Extensive inquiries were made in 1962 and inquiries made in New Zealand in 1963. Guy Bardenhagen has been treated as a ‘missing person’ to this date. All members of the walking party on 30 January 1962 have provided sworn testimony in the past six months or thereabouts and police have made exhaustive other inquiries in an attempt to ascertain the whereabouts of Guy Bardenhagen. All of this evidence and information has been made available to me for the purpose of my investigation into his suspected death.

I consider that all available evidence at this time establishes that Guy Bardenhagen perished at some time on the 30 January 1962 or soon thereafter in or about Mt Picton in Tasmania. Whilst I believe that Guy Bardenhagen’s tragic death is likely to have been the result of prolonged exposure of the elements due to becoming lost or unable to walk to safety, the evidence does not permit me to determine the precise manner in which he met his death or whether or not his mental state had any, and if so what, contribution to the final outcome. He may have been considered somewhat moody on this trip, possibly due to the impending departure of his mentor and close friend, there is no evidence to suggest that he would wish to cause himself harm.

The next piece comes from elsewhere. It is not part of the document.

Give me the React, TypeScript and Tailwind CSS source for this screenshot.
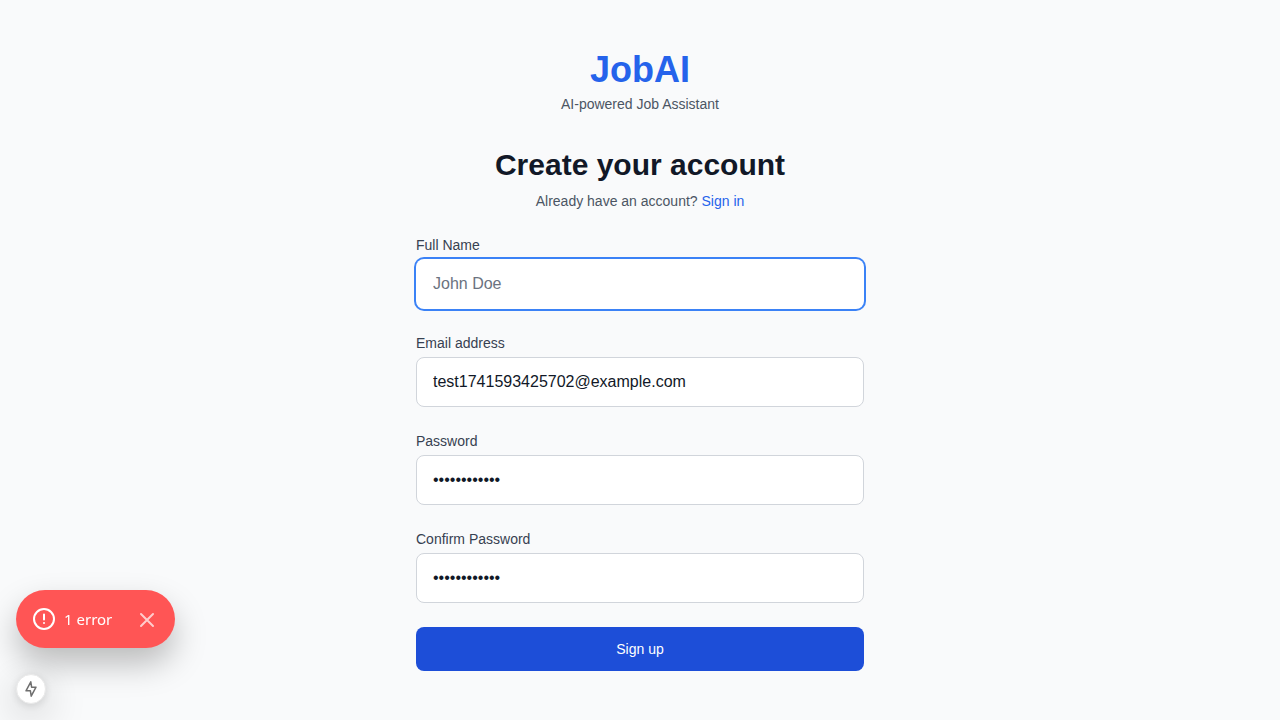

Given the circumstances surrounding his disappearance and the lack of evidence unveiled throughout the investigation including that there is no reliable evidence of any person having sighted him since that day, I find that he is presumed to have died on that day and at that place.

I find there is no evidence of the intervention of any other person in Guy Bardenhagen’s presumed death.

It is unnecessary for me to make any formal recommendations.

I conclude this matter by conveying my sincere condolences to Guy Bardenhagen’s family.

Dated 9 May 2011 at Hobart in Tasmania.